Jakarta (ANTARA) - Menteri Keuangan Sri (Menkeu) Mulyani Indrawati mengatakan akan terus mengantisipasi dampak kenaikan suku bunga acuan bank sentral Amerika Serikat (AS), Federal Reserve (Fed) senilai 75 basis poin (bps) ke kisaran 3,00 sampai 3,25 persen.
Artinya itu (langkah The Fed) predictable ya, tingginya level inflasi itu masih dianggap sebagai sebuah ancaman bagi The Fed, dan mereka sudah mengatakan bahwa prioritas utama dari The Fed adalah mengendalikan inflasi, kata Menkeu Sri Mulyani usai rapat kerja bersama Komisi XI DPR RI di Jakarta, Kamis.
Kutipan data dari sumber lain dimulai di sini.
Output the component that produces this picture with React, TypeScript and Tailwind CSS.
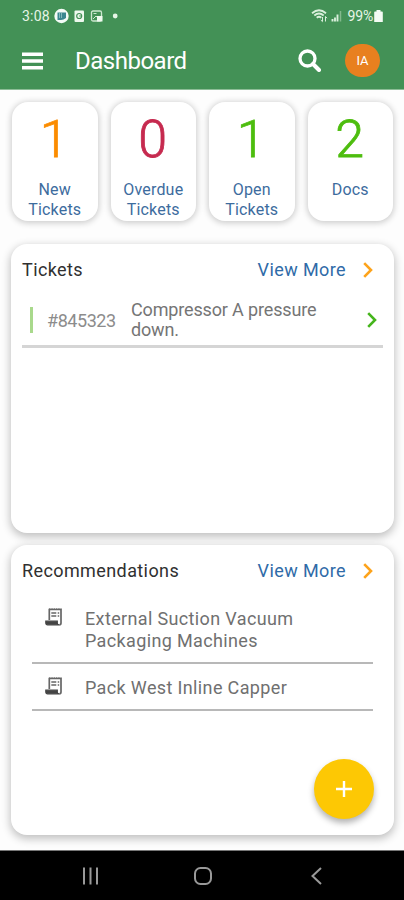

Kenaikan suku bunga acuan The Fed berpotensi memperlemah pertumbuhan ekonomi AS yang juga akan berdampak terhadap pertumbuhan ekonomi dunia, sehingga Menkeu RI akan terus mengantisipasinya.
Mungkin itu akan mempengaruhi jelas terhadap proyeksi ekonomi dunia, pasti, karena dia ekonomi terbesar. Dan juga bisa mempengaruhi terhadap harga-harga komoditas, itu yang nanti harus kita antisipasi terus, kata Sri Mulyani.
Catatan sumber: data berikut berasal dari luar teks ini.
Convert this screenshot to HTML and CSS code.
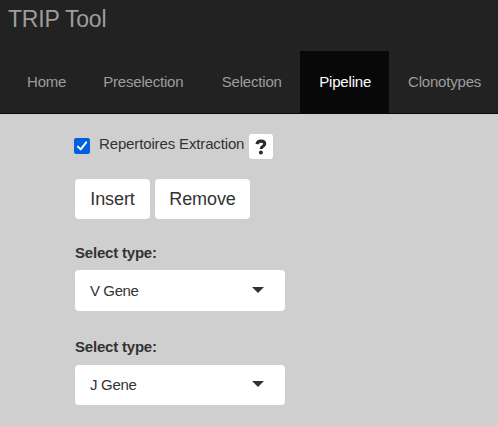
FILE: index.html
```
<!DOCTYPE html>
<html lang="en">
<head>
<meta charset="utf-8">
<title>TRIP Tool</title>
<link rel="stylesheet" href="styles.css">
</head>
<body>
<header class="navbar">
  <div class="brand">TRIP Tool</div>
  <nav class="tabs">
    <a class="tab">Home</a>
    <a class="tab">Preselection</a>
    <a class="tab">Selection</a>
    <a class="tab active">Pipeline</a>
    <a class="tab">Clonotypes</a>
  </nav>
</header>
<main class="content">
  <div class="option">
    <svg class="check" viewBox="0 0 16 16"><rect width="16" height="16" rx="2.2" fill="#0060df"/><path d="M3.9 8.6l2.8 2.8 5.5-7" fill="none" stroke="#fff" stroke-width="2" stroke-linecap="round" stroke-linejoin="round"/></svg>
    <span class="option-label">Repertoires Extraction</span>
    <button class="help"><svg viewBox="0 0 12 16"><path d="M1.9 5.2C2.4 3.1 3.8 2.1 5.9 2.1c2.4 0 3.8 1.1 3.8 2.8 0 2.4-3.6 2.3-3.6 5.2" fill="none" stroke="#2b2b2b" stroke-width="3.1"/><circle cx="5.9" cy="13.5" r="2" fill="#2b2b2b"/></svg></button>
  </div>
  <div class="actions">
    <button class="btn">Insert</button>
    <button class="btn remove">Remove</button>
  </div>
  <div class="field">
    <div class="label">Select type:</div>
    <div class="select"><span>V Gene</span><i class="caret"></i></div>
  </div>
  <div class="field second">
    <div class="label">Select type:</div>
    <div class="select"><span>J Gene</span><i class="caret"></i></div>
  </div>
</main>
</body>
</html>
```
FILE: styles.css
```
* { box-sizing: border-box; }
body {
  margin: 0;
  height: 426px;
  overflow: hidden;
  background: #cfcfcf;
  color: #333;
  font: 15px/21px "Liberation Sans", Arial, sans-serif;
  letter-spacing: -0.2px;
}
.navbar {
  height: 114px;
  background: #222;
  border-bottom: 1px solid #080808;
  color: #9d9d9d;
  overflow: hidden;
}
.brand {
  height: 51px;
  padding: 6px 0 0 8px;
  font-size: 23px;
  line-height: 26px;
  white-space: nowrap;
}
.tabs { display: flex; padding-left: 8px; }
.tab {
  flex: none;
  height: 62px;
  padding: 0 18.6px 0 19px;
  line-height: 62px;
}
.tab:first-child { padding-right: 18px; }
.tab:nth-child(2) { padding-right: 19.4px; }
.tab.active { padding-right: 18px; background: #080808; color: #fff; }
.content { padding: 19px 0 0 75px; }
.option { display: flex; height: 27px; }
.check { width: 16px; height: 16px; margin: 5px 9px 0 -1px; }
.option-label {
  width: 150px;
  line-height: 22px;
  white-space: nowrap;
  letter-spacing: -0.14px;
}
.help {
  width: 24px;
  height: 25px;
  margin-top: 1px;
  padding: 0;
  border: 0;
  border-radius: 3px;
  background: #fff;
  display: flex;
  align-items: center;
  justify-content: center;
}
.help svg { width: 12px; height: 16px; }
.actions { display: flex; gap: 5px; margin-top: 19px; }
.btn {
  width: 75px;
  height: 40px;
  padding: 0;
  border: 0;
  border-radius: 4px;
  background: #fff;
  color: #333;
  font: 18px "Liberation Sans", Arial, sans-serif;
  letter-spacing: -0.1px;
}
.btn.remove { width: 95px; }
.field { height: 94px; }
.actions + .field { margin-top: 23px; }
.label { font-weight: bold; line-height: 21px; margin-bottom: 7px; }
.select {
  width: 210px;
  height: 41px;
  padding: 0 21px 0 15px;
  border-radius: 4px;
  background: #fff;
  display: flex;
  align-items: center;
  justify-content: space-between;
  letter-spacing: -0.4px;
}
.second .label { margin-bottom: 8px; }
.second .select { height: 40px; letter-spacing: -0.3px; }
.second .select span { margin-bottom: 2px; }
.caret {
  border: 6px solid transparent;
  border-top-color: #333;
  border-bottom: 0;
  margin-bottom: 2px;
}
```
Sri Mulyani menyebut setiap negara, terutama negara-negara berkembang, perlu memperkuat resiliensi untuk menghadapi risiko capital outflow.
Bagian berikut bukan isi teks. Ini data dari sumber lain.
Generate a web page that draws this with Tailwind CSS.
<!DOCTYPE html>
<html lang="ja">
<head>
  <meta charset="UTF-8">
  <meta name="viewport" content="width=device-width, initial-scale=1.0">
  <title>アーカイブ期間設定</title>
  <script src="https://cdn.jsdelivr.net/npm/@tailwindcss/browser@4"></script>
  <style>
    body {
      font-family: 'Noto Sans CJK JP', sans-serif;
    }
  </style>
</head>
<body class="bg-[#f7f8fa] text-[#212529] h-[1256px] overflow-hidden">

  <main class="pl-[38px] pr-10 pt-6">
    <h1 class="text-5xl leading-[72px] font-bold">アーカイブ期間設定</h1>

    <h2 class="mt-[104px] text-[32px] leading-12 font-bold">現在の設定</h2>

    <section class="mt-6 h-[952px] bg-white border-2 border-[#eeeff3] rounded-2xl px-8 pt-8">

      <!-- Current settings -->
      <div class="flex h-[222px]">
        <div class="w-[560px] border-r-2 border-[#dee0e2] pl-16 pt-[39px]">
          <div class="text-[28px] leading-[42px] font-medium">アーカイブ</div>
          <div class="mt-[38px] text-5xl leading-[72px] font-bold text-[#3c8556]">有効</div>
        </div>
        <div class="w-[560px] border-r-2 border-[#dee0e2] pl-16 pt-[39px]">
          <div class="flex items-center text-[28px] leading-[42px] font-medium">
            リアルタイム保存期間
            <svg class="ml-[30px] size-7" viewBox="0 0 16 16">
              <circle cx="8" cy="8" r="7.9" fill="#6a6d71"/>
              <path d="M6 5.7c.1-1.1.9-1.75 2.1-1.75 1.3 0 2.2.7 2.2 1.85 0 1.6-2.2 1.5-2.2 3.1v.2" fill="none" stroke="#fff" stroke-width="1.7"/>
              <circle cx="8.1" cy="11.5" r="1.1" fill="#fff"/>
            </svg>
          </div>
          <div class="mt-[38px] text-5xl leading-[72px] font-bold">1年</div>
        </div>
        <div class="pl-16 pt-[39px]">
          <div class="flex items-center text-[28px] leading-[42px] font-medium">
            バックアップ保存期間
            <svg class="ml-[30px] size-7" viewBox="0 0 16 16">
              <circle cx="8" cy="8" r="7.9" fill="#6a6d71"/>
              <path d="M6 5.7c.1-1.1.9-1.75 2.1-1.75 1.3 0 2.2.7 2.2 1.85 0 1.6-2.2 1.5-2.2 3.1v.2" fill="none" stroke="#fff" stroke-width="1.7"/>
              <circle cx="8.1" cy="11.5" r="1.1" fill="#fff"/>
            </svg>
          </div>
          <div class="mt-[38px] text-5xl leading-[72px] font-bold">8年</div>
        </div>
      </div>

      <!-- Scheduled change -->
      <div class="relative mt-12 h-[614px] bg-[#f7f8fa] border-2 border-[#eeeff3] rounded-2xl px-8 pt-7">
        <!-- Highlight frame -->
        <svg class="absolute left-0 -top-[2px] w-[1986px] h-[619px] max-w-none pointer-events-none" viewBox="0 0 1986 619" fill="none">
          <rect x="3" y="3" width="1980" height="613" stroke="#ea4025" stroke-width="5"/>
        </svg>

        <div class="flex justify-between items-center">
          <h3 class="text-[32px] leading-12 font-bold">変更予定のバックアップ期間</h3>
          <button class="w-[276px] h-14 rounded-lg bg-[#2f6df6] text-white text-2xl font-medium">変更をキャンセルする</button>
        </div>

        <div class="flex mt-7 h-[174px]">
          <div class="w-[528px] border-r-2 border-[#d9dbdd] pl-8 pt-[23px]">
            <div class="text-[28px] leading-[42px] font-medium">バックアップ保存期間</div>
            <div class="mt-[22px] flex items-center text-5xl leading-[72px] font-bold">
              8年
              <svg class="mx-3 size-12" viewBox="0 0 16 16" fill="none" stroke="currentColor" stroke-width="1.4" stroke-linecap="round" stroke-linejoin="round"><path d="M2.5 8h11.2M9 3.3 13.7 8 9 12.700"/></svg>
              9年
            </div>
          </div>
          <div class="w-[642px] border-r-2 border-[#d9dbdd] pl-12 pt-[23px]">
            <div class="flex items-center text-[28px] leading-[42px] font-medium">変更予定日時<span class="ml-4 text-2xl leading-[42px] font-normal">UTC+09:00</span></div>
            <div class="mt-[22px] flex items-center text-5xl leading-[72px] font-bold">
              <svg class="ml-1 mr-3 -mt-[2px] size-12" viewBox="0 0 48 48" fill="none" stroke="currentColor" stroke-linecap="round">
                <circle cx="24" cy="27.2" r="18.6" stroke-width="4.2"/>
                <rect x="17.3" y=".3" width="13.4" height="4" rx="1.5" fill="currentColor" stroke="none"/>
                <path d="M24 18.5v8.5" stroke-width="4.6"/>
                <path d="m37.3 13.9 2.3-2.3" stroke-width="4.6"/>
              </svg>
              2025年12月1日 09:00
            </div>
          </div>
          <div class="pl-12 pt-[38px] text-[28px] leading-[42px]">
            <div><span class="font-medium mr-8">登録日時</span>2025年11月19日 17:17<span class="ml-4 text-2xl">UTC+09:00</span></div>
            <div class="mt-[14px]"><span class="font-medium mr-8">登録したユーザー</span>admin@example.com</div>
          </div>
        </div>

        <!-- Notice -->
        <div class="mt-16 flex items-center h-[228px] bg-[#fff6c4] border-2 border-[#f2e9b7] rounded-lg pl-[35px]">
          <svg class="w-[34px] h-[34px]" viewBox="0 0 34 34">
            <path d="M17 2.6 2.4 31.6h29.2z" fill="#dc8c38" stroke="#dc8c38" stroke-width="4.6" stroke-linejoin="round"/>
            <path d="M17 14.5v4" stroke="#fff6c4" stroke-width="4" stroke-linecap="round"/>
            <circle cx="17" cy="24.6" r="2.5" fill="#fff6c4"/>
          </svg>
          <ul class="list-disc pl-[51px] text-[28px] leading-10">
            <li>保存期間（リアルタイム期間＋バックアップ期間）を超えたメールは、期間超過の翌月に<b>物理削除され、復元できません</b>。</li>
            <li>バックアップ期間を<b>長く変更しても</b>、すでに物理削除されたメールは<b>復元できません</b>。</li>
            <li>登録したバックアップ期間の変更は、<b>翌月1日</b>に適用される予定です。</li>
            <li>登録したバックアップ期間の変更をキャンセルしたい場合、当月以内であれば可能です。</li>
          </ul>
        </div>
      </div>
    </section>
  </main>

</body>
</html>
Sejak AS menormalisasi kebijakan melalui kenaikan suku bunga acuan The Fed pada 2022, capital outflow sudah terjadi dari negara berkembang sehingga International Monetary Fund (IMF) memprediksi 60 negara akan kesulitan membiayai anggaran atau membayar utang mereka.
Walaupun sudah disampaikan berkali-kali, proyeksi terhadap The Fed yang diperkirakan suku bunganya bisa mencapai di atas 4 persen tahun depan, sudah dimasukkan di dalam perkiraan dinamika dari capital flow, kata Sri Mulyani.
Ia optimis Indonesia akan mampu menghadapi dampak kenaikan suku bunga The Fed dengan neraca dagang yang masih surplus dan cadangan devisa yang stabil.
Jadi kita tetap harus waspada terhadap kemungkinan gejolak dari capital flow itu karena kenaikan suku bunga yang sangat hawkish, ucap Menkeu Sri Mulyani.